__Given records__.
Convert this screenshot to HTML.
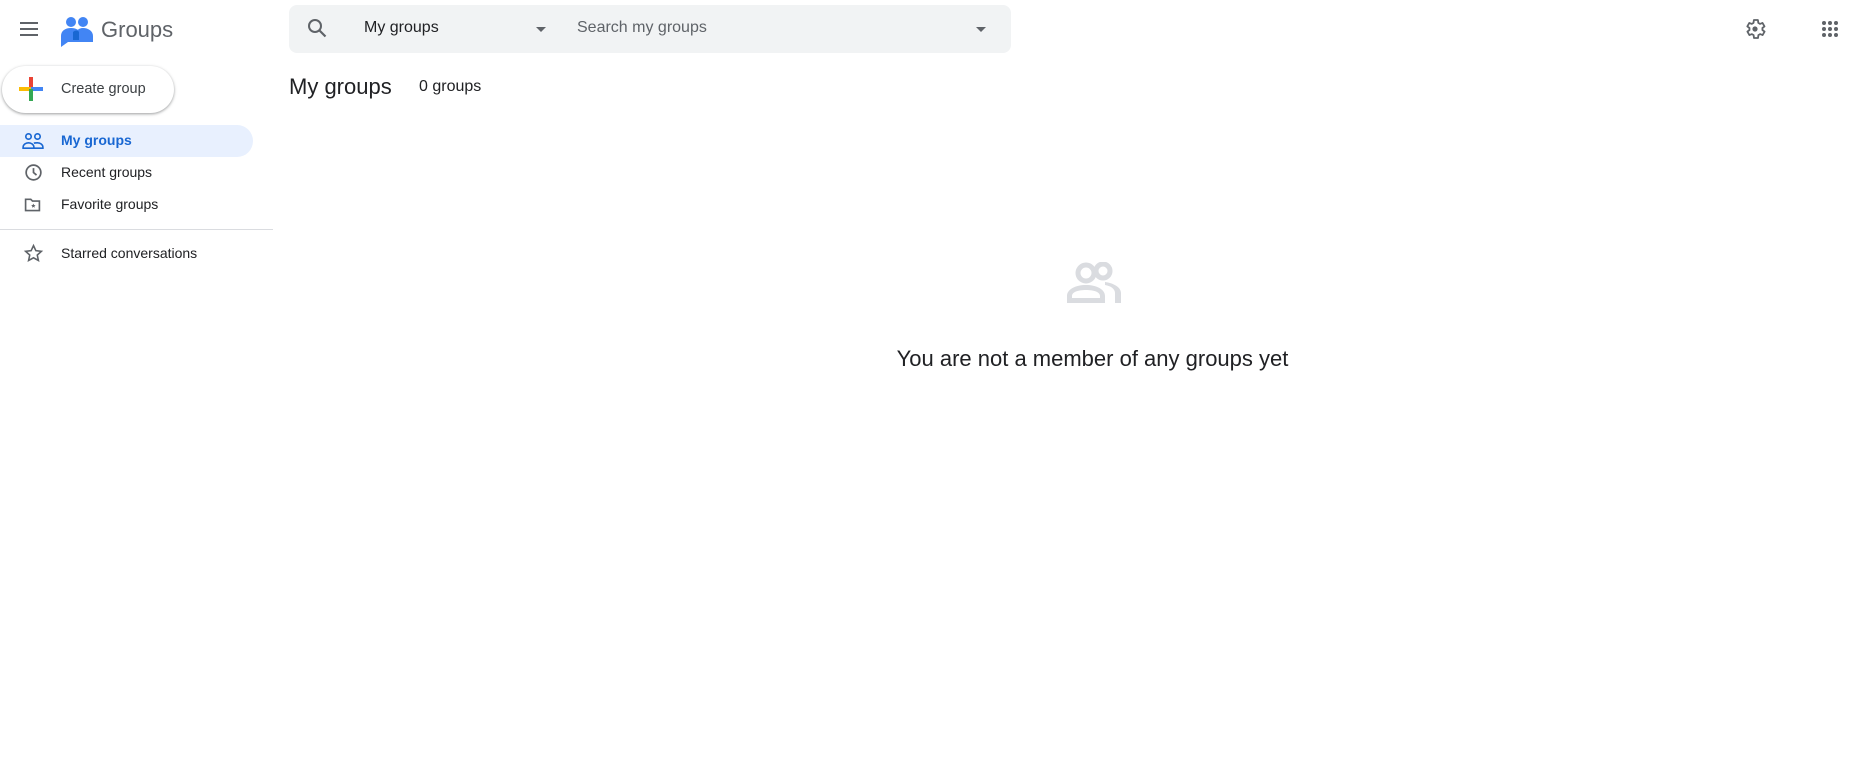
<!DOCTYPE html>
<html><head><style>
body{margin:0;width:1859px;height:771px;background:#fff;font-family:"Liberation Sans",sans-serif;position:relative;overflow:hidden;color:#202124}
.a{position:absolute}
</style></head><body>
<svg class="a" style="left:17px;top:17px" width="24" height="24" viewBox="0 0 24 24"><path d="M3 6h18M3 12h18M3 18h18" stroke="#5f6368" stroke-width="2"/></svg>
<svg class="a" style="left:60px;top:14px" width="34" height="34" viewBox="0 0 34 34">
<circle cx="11" cy="8" r="5" fill="#4285f4"/><circle cx="23" cy="8" r="5" fill="#4285f4"/>
<path d="M1 33V22c0-5 4-8 10-8s10 3 10 8v6H8z" fill="#4285f4"/><path d="M14 24c0-6 4-10 9-10s10 3 10 8v6H14z" fill="#4285f4"/>
<path d="M13 18c2-2 5-2 6 0v8h-6z" fill="#1967d2"/></svg>
<div class="a" style="left:101px;top:17px;font-size:22px;color:#5f6368">Groups</div>

<div class="a" style="left:289px;top:5px;width:722px;height:48px;background:#f1f3f4;border-radius:8px"></div>
<svg class="a" style="left:305px;top:16px" width="24" height="24" viewBox="0 0 24 24"><circle cx="10" cy="10" r="6" fill="none" stroke="#5f6368" stroke-width="2"/><path d="M14.5 14.5l6 6" stroke="#5f6368" stroke-width="2.2"/></svg>
<div class="a" style="left:364px;top:19px;font-size:16px;color:#202124">My groups</div>
<div class="a" style="left:536px;top:27px;border:5px solid transparent;border-top-color:#5f6368"></div>
<div class="a" style="left:577px;top:19px;font-size:16px;color:#5f6368">Search my groups</div>
<div class="a" style="left:976px;top:27px;border:5px solid transparent;border-top-color:#5f6368"></div>

<svg class="a" style="left:1743px;top:17px" width="24" height="24" viewBox="0 0 24 24"><path fill="none" stroke="#5f6368" stroke-width="1.8" stroke-linejoin="round" d="M19.4 13a7.5 7.5 0 000-2l2.1-1.6-2-3.5-2.5 1a7 7 0 00-1.7-1L14.9 3h-4l-.4 2.9a7 7 0 00-1.7 1l-2.5-1-2 3.5L6.5 11a7.5 7.5 0 000 2l-2.1 1.6 2 3.5 2.5-1a7 7 0 001.7 1l.4 2.9h4l.4-2.9a7 7 0 001.7-1l2.5 1 2-3.5z"/><circle cx="12" cy="12" r="2.6" fill="#5f6368"/></svg>
<svg class="a" style="left:1818px;top:17px" width="24" height="24" viewBox="0 0 24 24" fill="#5f6368"><circle cx="6" cy="6" r="2"/><circle cx="12" cy="6" r="2"/><circle cx="18" cy="6" r="2"/><circle cx="6" cy="12" r="2"/><circle cx="12" cy="12" r="2"/><circle cx="18" cy="12" r="2"/><circle cx="6" cy="18" r="2"/><circle cx="12" cy="18" r="2"/><circle cx="18" cy="18" r="2"/></svg>

<div class="a" style="left:2px;top:66px;width:172px;height:47px;border-radius:24px;box-shadow:0 1px 3px rgba(60,64,67,.35),0 1px 2px rgba(60,64,67,.2);background:#fff"></div>
<div class="a" style="left:29px;top:77px;width:4px;height:12px;background:#ea4335"></div>
<div class="a" style="left:19px;top:87px;width:12px;height:4px;background:#fbbc04"></div>
<div class="a" style="left:31px;top:87px;width:12px;height:4px;background:#4285f4"></div>
<div class="a" style="left:29px;top:89px;width:4px;height:12px;background:#34a853"></div>
<div class="a" style="left:61px;top:81px;font-size:14.5px;color:#3c4043">Create group</div>

<div class="a" style="left:0;top:125px;width:253px;height:32px;background:#e8f0fe;border-radius:0 16px 16px 0"></div>
<svg class="a" style="left:22px;top:132px" width="22" height="18" viewBox="0 0 24 20" fill="none" stroke="#1967d2" stroke-width="1.8"><circle cx="7" cy="5" r="3"/><circle cx="17" cy="5" r="3"/><path d="M1 17c0-3 3-5 6-5s6 2 6 5v1H1zM13 12.5c1-.5 2.5-.5 4-.5 3 0 6 2 6 5v1h-10"/></svg>
<div class="a" style="left:61px;top:132px;font-size:14px;font-weight:bold;color:#1967d2">My groups</div>
<svg class="a" style="left:24px;top:163px" width="19" height="19" viewBox="0 0 22 22" fill="none" stroke="#5f6368" stroke-width="2"><circle cx="11" cy="11" r="8.5"/><path d="M11 6v5l3.5 3"/></svg>
<div class="a" style="left:61px;top:164px;font-size:14px;color:#202124">Recent groups</div>
<svg class="a" style="left:23px;top:195px" width="19" height="19" viewBox="0 0 22 22" fill="none" stroke="#5f6368" stroke-width="1.9"><path d="M3 5h6l2 2h8v11H3z"/><path d="M12 10l.8 1.6 1.7.2-1.3 1.2.4 1.7-1.6-.9-1.6.9.4-1.7-1.3-1.2 1.7-.2z" fill="#5f6368" stroke="none"/></svg>
<div class="a" style="left:61px;top:196px;font-size:14px;color:#202124">Favorite groups</div>
<div class="a" style="left:0;top:229px;width:273px;height:1px;background:#dadce0"></div>
<svg class="a" style="left:23px;top:243px" width="21" height="21" viewBox="0 0 24 24" fill="none" stroke="#5f6368" stroke-width="1.8"><path d="M12 3l2.7 5.8 6.3.7-4.7 4.3 1.3 6.2L12 16.9 6.4 20l1.3-6.2L3 9.5l6.3-.7z"/></svg>
<div class="a" style="left:61px;top:245px;font-size:14px;color:#202124">Starred conversations</div>

<div class="a" style="left:289px;top:74px;font-size:22px;color:#202124">My groups</div>
<div class="a" style="left:419px;top:78px;font-size:16px;color:#202124">0 groups</div>

<svg class="a" style="left:1065px;top:262px" width="57" height="41" viewBox="0 0 57 41" fill="#dadce0"><circle cx="21" cy="11" r="8" fill="none" stroke="#dadce0" stroke-width="5"/><circle cx="38" cy="9" r="7" fill="none" stroke="#dadce0" stroke-width="5"/><path d="M2 41v-7c0-7 9-11 19-11s19 4 19 11v7z M7 36h28v-2c0-4-6-6-14-6S7 30 7 34z" fill-rule="evenodd"/><path d="M40 20c8 1 16 5 16 11v10h-6V31c0-4-4-7-10-8z"/></svg>
<div class="a" style="left:890px;top:346px;width:405px;text-align:center;font-size:22px;color:#202124">You are not a member of any groups yet</div>
</body></html>
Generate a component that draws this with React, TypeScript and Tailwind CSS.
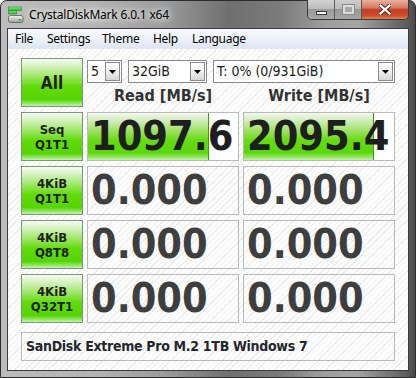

__Exercise prompt__.
Your copy should repeat each entry above exactly but contain no pictures.

__Exercise result__.
Convert this screenshot to HTML.
<!DOCTYPE html>
<html><head><style>
body{margin:0;width:1859px;height:771px;background:#fff;font-family:"Liberation Sans",sans-serif;position:relative;overflow:hidden;color:#202124}
.a{position:absolute}
</style></head><body>
<svg class="a" style="left:17px;top:17px" width="24" height="24" viewBox="0 0 24 24"><path d="M3 6h18M3 12h18M3 18h18" stroke="#5f6368" stroke-width="2"/></svg>
<svg class="a" style="left:60px;top:14px" width="34" height="34" viewBox="0 0 34 34">
<circle cx="11" cy="8" r="5" fill="#4285f4"/><circle cx="23" cy="8" r="5" fill="#4285f4"/>
<path d="M1 33V22c0-5 4-8 10-8s10 3 10 8v6H8z" fill="#4285f4"/><path d="M14 24c0-6 4-10 9-10s10 3 10 8v6H14z" fill="#4285f4"/>
<path d="M13 18c2-2 5-2 6 0v8h-6z" fill="#1967d2"/></svg>
<div class="a" style="left:101px;top:17px;font-size:22px;color:#5f6368">Groups</div>

<div class="a" style="left:289px;top:5px;width:722px;height:48px;background:#f1f3f4;border-radius:8px"></div>
<svg class="a" style="left:305px;top:16px" width="24" height="24" viewBox="0 0 24 24"><circle cx="10" cy="10" r="6" fill="none" stroke="#5f6368" stroke-width="2"/><path d="M14.5 14.5l6 6" stroke="#5f6368" stroke-width="2.2"/></svg>
<div class="a" style="left:364px;top:19px;font-size:16px;color:#202124">My groups</div>
<div class="a" style="left:536px;top:27px;border:5px solid transparent;border-top-color:#5f6368"></div>
<div class="a" style="left:577px;top:19px;font-size:16px;color:#5f6368">Search my groups</div>
<div class="a" style="left:976px;top:27px;border:5px solid transparent;border-top-color:#5f6368"></div>

<svg class="a" style="left:1743px;top:17px" width="24" height="24" viewBox="0 0 24 24"><path fill="none" stroke="#5f6368" stroke-width="1.8" stroke-linejoin="round" d="M19.4 13a7.5 7.5 0 000-2l2.1-1.6-2-3.5-2.5 1a7 7 0 00-1.7-1L14.9 3h-4l-.4 2.9a7 7 0 00-1.7 1l-2.5-1-2 3.5L6.5 11a7.5 7.5 0 000 2l-2.1 1.6 2 3.5 2.5-1a7 7 0 001.7 1l.4 2.9h4l.4-2.9a7 7 0 001.7-1l2.5 1 2-3.5z"/><circle cx="12" cy="12" r="2.6" fill="#5f6368"/></svg>
<svg class="a" style="left:1818px;top:17px" width="24" height="24" viewBox="0 0 24 24" fill="#5f6368"><circle cx="6" cy="6" r="2"/><circle cx="12" cy="6" r="2"/><circle cx="18" cy="6" r="2"/><circle cx="6" cy="12" r="2"/><circle cx="12" cy="12" r="2"/><circle cx="18" cy="12" r="2"/><circle cx="6" cy="18" r="2"/><circle cx="12" cy="18" r="2"/><circle cx="18" cy="18" r="2"/></svg>

<div class="a" style="left:2px;top:66px;width:172px;height:47px;border-radius:24px;box-shadow:0 1px 3px rgba(60,64,67,.35),0 1px 2px rgba(60,64,67,.2);background:#fff"></div>
<div class="a" style="left:29px;top:77px;width:4px;height:12px;background:#ea4335"></div>
<div class="a" style="left:19px;top:87px;width:12px;height:4px;background:#fbbc04"></div>
<div class="a" style="left:31px;top:87px;width:12px;height:4px;background:#4285f4"></div>
<div class="a" style="left:29px;top:89px;width:4px;height:12px;background:#34a853"></div>
<div class="a" style="left:61px;top:81px;font-size:14.5px;color:#3c4043">Create group</div>

<div class="a" style="left:0;top:125px;width:253px;height:32px;background:#e8f0fe;border-radius:0 16px 16px 0"></div>
<svg class="a" style="left:22px;top:132px" width="22" height="18" viewBox="0 0 24 20" fill="none" stroke="#1967d2" stroke-width="1.8"><circle cx="7" cy="5" r="3"/><circle cx="17" cy="5" r="3"/><path d="M1 17c0-3 3-5 6-5s6 2 6 5v1H1zM13 12.5c1-.5 2.5-.5 4-.5 3 0 6 2 6 5v1h-10"/></svg>
<div class="a" style="left:61px;top:132px;font-size:14px;font-weight:bold;color:#1967d2">My groups</div>
<svg class="a" style="left:24px;top:163px" width="19" height="19" viewBox="0 0 22 22" fill="none" stroke="#5f6368" stroke-width="2"><circle cx="11" cy="11" r="8.5"/><path d="M11 6v5l3.5 3"/></svg>
<div class="a" style="left:61px;top:164px;font-size:14px;color:#202124">Recent groups</div>
<svg class="a" style="left:23px;top:195px" width="19" height="19" viewBox="0 0 22 22" fill="none" stroke="#5f6368" stroke-width="1.9"><path d="M3 5h6l2 2h8v11H3z"/><path d="M12 10l.8 1.6 1.7.2-1.3 1.2.4 1.7-1.6-.9-1.6.9.4-1.7-1.3-1.2 1.7-.2z" fill="#5f6368" stroke="none"/></svg>
<div class="a" style="left:61px;top:196px;font-size:14px;color:#202124">Favorite groups</div>
<div class="a" style="left:0;top:229px;width:273px;height:1px;background:#dadce0"></div>
<svg class="a" style="left:23px;top:243px" width="21" height="21" viewBox="0 0 24 24" fill="none" stroke="#5f6368" stroke-width="1.8"><path d="M12 3l2.7 5.8 6.3.7-4.7 4.3 1.3 6.2L12 16.9 6.4 20l1.3-6.2L3 9.5l6.3-.7z"/></svg>
<div class="a" style="left:61px;top:245px;font-size:14px;color:#202124">Starred conversations</div>

<div class="a" style="left:289px;top:74px;font-size:22px;color:#202124">My groups</div>
<div class="a" style="left:419px;top:78px;font-size:16px;color:#202124">0 groups</div>

<svg class="a" style="left:1065px;top:262px" width="57" height="41" viewBox="0 0 57 41" fill="#dadce0"><circle cx="21" cy="11" r="8" fill="none" stroke="#dadce0" stroke-width="5"/><circle cx="38" cy="9" r="7" fill="none" stroke="#dadce0" stroke-width="5"/><path d="M2 41v-7c0-7 9-11 19-11s19 4 19 11v7z M7 36h28v-2c0-4-6-6-14-6S7 30 7 34z" fill-rule="evenodd"/><path d="M40 20c8 1 16 5 16 11v10h-6V31c0-4-4-7-10-8z"/></svg>
<div class="a" style="left:890px;top:346px;width:405px;text-align:center;font-size:22px;color:#202124">You are not a member of any groups yet</div>
</body></html>
Generate a component that draws this with React, TypeScript and Tailwind CSS.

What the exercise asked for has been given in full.